--- START ---

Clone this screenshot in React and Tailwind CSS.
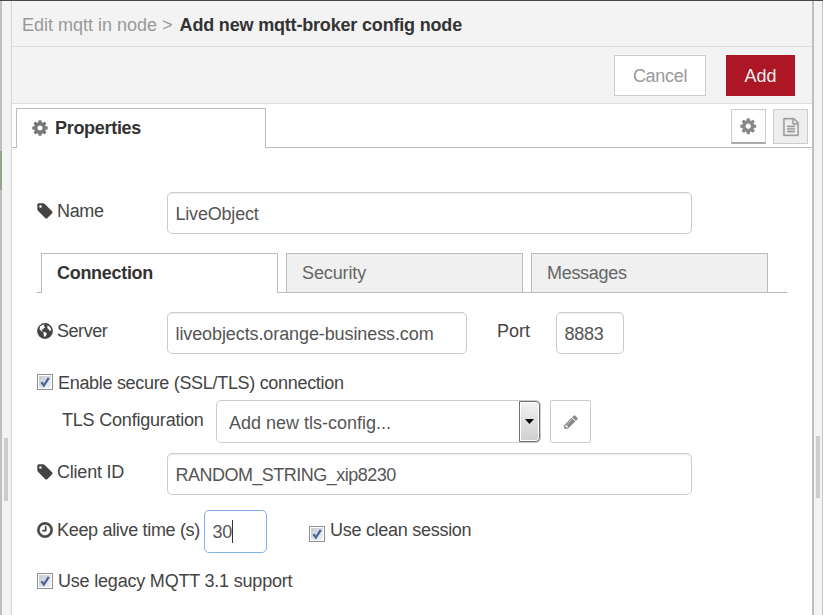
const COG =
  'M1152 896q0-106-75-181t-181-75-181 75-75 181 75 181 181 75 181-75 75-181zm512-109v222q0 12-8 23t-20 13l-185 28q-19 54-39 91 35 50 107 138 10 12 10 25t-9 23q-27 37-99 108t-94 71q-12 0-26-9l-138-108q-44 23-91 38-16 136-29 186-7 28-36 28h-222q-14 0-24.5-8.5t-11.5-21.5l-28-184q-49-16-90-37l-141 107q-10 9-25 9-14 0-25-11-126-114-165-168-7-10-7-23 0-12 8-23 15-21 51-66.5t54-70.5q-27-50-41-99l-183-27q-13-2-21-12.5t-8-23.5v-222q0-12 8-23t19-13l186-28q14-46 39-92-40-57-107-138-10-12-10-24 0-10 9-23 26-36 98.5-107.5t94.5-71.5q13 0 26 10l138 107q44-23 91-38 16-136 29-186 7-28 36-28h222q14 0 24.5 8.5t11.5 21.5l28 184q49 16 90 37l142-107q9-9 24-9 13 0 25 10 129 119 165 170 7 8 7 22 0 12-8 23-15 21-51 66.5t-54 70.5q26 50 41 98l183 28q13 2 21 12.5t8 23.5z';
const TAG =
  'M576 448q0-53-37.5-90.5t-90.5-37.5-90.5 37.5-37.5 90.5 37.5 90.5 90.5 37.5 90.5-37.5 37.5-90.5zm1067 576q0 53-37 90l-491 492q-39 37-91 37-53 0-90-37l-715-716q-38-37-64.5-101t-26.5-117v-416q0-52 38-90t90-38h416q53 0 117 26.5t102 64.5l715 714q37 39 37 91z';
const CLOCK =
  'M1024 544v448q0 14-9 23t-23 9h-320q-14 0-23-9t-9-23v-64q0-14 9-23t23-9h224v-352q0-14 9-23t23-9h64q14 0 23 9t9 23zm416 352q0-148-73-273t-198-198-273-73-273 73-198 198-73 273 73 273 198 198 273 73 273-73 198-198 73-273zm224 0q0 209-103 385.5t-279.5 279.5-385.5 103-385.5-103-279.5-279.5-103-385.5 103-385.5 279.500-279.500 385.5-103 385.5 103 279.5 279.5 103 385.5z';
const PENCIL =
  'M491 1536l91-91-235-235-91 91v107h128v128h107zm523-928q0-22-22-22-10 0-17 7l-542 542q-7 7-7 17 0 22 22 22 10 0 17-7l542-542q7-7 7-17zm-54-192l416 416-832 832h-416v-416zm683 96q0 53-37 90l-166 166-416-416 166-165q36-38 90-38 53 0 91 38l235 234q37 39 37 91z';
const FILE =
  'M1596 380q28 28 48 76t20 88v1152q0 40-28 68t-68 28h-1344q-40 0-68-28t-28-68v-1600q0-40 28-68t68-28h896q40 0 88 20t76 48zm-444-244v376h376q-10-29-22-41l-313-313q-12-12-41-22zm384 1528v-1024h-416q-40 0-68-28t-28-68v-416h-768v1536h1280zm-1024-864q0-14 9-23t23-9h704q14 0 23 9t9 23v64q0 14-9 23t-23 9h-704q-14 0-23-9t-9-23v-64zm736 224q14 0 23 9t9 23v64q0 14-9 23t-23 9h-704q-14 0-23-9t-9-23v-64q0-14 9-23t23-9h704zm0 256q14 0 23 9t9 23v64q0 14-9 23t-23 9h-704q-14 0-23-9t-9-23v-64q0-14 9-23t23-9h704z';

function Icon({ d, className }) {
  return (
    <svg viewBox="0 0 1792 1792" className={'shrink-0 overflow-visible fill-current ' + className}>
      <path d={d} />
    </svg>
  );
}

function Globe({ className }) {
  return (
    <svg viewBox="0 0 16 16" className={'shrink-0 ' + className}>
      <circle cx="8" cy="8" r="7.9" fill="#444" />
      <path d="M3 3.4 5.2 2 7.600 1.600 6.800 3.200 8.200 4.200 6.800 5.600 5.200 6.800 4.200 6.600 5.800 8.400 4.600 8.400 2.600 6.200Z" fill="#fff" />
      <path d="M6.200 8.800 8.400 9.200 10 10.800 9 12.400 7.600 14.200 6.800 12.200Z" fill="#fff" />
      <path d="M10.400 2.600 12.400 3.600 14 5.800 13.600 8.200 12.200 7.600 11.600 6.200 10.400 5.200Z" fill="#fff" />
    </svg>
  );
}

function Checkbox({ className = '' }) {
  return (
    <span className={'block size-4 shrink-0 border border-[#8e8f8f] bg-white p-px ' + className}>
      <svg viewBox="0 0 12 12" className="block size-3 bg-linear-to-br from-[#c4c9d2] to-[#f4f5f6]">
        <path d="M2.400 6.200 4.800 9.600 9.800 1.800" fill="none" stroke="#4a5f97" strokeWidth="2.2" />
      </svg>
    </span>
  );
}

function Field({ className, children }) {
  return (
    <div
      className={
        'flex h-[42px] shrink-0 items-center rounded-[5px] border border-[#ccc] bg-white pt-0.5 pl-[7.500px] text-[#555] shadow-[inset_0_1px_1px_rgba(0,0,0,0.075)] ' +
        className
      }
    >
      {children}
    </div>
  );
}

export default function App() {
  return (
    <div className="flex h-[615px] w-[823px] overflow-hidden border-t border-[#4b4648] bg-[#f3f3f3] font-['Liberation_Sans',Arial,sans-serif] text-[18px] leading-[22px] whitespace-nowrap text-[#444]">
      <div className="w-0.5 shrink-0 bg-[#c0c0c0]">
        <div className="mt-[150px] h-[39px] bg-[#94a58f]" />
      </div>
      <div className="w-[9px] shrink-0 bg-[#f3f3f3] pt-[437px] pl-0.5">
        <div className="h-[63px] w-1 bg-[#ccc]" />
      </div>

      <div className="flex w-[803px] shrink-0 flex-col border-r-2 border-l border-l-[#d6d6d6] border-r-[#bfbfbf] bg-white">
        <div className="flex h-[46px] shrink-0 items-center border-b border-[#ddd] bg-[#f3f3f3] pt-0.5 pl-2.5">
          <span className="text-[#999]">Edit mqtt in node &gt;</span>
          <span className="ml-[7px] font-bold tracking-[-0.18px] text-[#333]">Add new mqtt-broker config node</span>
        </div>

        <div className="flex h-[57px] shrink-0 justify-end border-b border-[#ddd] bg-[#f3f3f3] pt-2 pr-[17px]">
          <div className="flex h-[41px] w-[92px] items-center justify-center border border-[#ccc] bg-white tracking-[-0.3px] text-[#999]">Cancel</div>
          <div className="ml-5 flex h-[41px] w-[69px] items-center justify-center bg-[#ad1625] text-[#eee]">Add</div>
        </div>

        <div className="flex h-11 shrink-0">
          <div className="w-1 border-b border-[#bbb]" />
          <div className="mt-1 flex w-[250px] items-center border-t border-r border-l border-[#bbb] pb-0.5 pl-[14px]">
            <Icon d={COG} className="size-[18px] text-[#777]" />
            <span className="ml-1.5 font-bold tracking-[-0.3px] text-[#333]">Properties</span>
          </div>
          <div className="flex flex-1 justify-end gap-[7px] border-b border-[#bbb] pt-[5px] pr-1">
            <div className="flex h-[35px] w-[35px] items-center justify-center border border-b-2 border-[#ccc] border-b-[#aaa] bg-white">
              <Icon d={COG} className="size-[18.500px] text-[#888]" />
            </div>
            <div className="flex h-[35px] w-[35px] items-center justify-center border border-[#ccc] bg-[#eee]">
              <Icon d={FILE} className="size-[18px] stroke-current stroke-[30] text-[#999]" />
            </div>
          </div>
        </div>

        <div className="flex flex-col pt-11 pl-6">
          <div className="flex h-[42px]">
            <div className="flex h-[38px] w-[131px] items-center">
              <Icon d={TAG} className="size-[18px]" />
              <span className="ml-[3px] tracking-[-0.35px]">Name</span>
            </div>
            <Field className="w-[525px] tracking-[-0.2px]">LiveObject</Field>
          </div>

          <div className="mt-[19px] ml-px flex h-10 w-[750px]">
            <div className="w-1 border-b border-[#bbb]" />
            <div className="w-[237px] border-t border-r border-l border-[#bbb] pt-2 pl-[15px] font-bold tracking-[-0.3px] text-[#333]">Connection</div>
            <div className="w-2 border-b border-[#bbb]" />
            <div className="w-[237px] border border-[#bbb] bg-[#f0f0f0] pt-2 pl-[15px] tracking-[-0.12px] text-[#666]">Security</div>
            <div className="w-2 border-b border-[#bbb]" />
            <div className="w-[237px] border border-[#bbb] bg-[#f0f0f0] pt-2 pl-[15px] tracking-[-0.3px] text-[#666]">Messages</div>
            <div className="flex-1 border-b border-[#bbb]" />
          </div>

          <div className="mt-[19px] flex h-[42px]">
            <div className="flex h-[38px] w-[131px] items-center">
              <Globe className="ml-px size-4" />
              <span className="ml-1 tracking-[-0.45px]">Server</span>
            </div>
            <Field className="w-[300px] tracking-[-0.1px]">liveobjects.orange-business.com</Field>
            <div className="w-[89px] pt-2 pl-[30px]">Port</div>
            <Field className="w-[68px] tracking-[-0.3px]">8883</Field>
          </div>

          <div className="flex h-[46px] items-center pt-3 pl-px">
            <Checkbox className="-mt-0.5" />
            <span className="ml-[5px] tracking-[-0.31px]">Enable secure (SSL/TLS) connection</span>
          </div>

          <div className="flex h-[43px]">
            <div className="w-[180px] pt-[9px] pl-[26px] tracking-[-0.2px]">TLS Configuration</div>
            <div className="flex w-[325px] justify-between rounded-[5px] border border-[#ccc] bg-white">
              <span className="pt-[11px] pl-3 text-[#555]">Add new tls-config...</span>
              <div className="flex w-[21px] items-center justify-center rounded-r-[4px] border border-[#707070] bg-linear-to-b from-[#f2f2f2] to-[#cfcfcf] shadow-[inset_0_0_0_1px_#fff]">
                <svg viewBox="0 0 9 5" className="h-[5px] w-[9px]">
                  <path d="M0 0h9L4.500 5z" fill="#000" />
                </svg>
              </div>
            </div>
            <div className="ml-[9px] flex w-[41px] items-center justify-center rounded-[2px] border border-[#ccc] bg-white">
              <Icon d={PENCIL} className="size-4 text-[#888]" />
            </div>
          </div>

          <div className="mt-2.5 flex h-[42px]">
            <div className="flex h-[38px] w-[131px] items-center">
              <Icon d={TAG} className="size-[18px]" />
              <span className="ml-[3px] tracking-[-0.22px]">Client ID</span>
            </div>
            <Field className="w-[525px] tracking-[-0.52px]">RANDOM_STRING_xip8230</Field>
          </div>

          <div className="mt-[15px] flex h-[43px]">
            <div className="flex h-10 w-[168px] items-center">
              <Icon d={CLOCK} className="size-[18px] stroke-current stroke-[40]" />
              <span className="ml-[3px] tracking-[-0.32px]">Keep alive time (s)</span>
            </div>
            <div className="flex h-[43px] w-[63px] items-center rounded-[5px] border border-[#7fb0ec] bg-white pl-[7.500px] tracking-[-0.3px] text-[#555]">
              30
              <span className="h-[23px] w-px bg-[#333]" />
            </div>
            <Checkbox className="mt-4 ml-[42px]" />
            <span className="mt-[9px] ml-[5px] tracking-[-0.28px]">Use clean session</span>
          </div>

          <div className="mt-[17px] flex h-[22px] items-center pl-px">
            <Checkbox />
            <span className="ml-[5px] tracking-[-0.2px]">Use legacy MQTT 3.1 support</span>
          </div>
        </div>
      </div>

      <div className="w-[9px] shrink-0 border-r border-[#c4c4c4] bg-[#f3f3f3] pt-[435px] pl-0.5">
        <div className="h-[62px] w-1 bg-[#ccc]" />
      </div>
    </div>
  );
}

--- END ---

Work instructions.
Restate the material word for word from its first line through the line containing "9h-704q-14 0-23-9t-9-23v-64q0-14 9-23t23-9h704z';", both included; the pictures do not belong in it.

Exercise output.
Clone this screenshot in React and Tailwind CSS.
const COG =
  'M1152 896q0-106-75-181t-181-75-181 75-75 181 75 181 181 75 181-75 75-181zm512-109v222q0 12-8 23t-20 13l-185 28q-19 54-39 91 35 50 107 138 10 12 10 25t-9 23q-27 37-99 108t-94 71q-12 0-26-9l-138-108q-44 23-91 38-16 136-29 186-7 28-36 28h-222q-14 0-24.5-8.5t-11.5-21.5l-28-184q-49-16-90-37l-141 107q-10 9-25 9-14 0-25-11-126-114-165-168-7-10-7-23 0-12 8-23 15-21 51-66.5t54-70.5q-27-50-41-99l-183-27q-13-2-21-12.5t-8-23.5v-222q0-12 8-23t19-13l186-28q14-46 39-92-40-57-107-138-10-12-10-24 0-10 9-23 26-36 98.5-107.5t94.5-71.5q13 0 26 10l138 107q44-23 91-38 16-136 29-186 7-28 36-28h222q14 0 24.5 8.5t11.5 21.5l28 184q49 16 90 37l142-107q9-9 24-9 13 0 25 10 129 119 165 170 7 8 7 22 0 12-8 23-15 21-51 66.5t-54 70.5q26 50 41 98l183 28q13 2 21 12.5t8 23.5z';
const TAG =
  'M576 448q0-53-37.5-90.5t-90.5-37.5-90.5 37.5-37.5 90.5 37.5 90.5 90.5 37.5 90.5-37.5 37.5-90.5zm1067 576q0 53-37 90l-491 492q-39 37-91 37-53 0-90-37l-715-716q-38-37-64.5-101t-26.5-117v-416q0-52 38-90t90-38h416q53 0 117 26.5t102 64.5l715 714q37 39 37 91z';
const CLOCK =
  'M1024 544v448q0 14-9 23t-23 9h-320q-14 0-23-9t-9-23v-64q0-14 9-23t23-9h224v-352q0-14 9-23t23-9h64q14 0 23 9t9 23zm416 352q0-148-73-273t-198-198-273-73-273 73-198 198-73 273 73 273 198 198 273 73 273-73 198-198 73-273zm224 0q0 209-103 385.5t-279.5 279.5-385.5 103-385.5-103-279.5-279.5-103-385.5 103-385.5 279.500-279.500 385.5-103 385.5 103 279.5 279.5 103 385.5z';
const PENCIL =
  'M491 1536l91-91-235-235-91 91v107h128v128h107zm523-928q0-22-22-22-10 0-17 7l-542 542q-7 7-7 17 0 22 22 22 10 0 17-7l542-542q7-7 7-17zm-54-192l416 416-832 832h-416v-416zm683 96q0 53-37 90l-166 166-416-416 166-165q36-38 90-38 53 0 91 38l235 234q37 39 37 91z';
const FILE =
  'M1596 380q28 28 48 76t20 88v1152q0 40-28 68t-68 28h-1344q-40 0-68-28t-28-68v-1600q0-40 28-68t68-28h896q40 0 88 20t76 48zm-444-244v376h376q-10-29-22-41l-313-313q-12-12-41-22zm384 1528v-1024h-416q-40 0-68-28t-28-68v-416h-768v1536h1280zm-1024-864q0-14 9-23t23-9h704q14 0 23 9t9 23v64q0 14-9 23t-23 9h-704q-14 0-23-9t-9-23v-64zm736 224q14 0 23 9t9 23v64q0 14-9 23t-23 9h-704q-14 0-23-9t-9-23v-64q0-14 9-23t23-9h704zm0 256q14 0 23 9t9 23v64q0 14-9 23t-23 9h-704q-14 0-23-9t-9-23v-64q0-14 9-23t23-9h704z';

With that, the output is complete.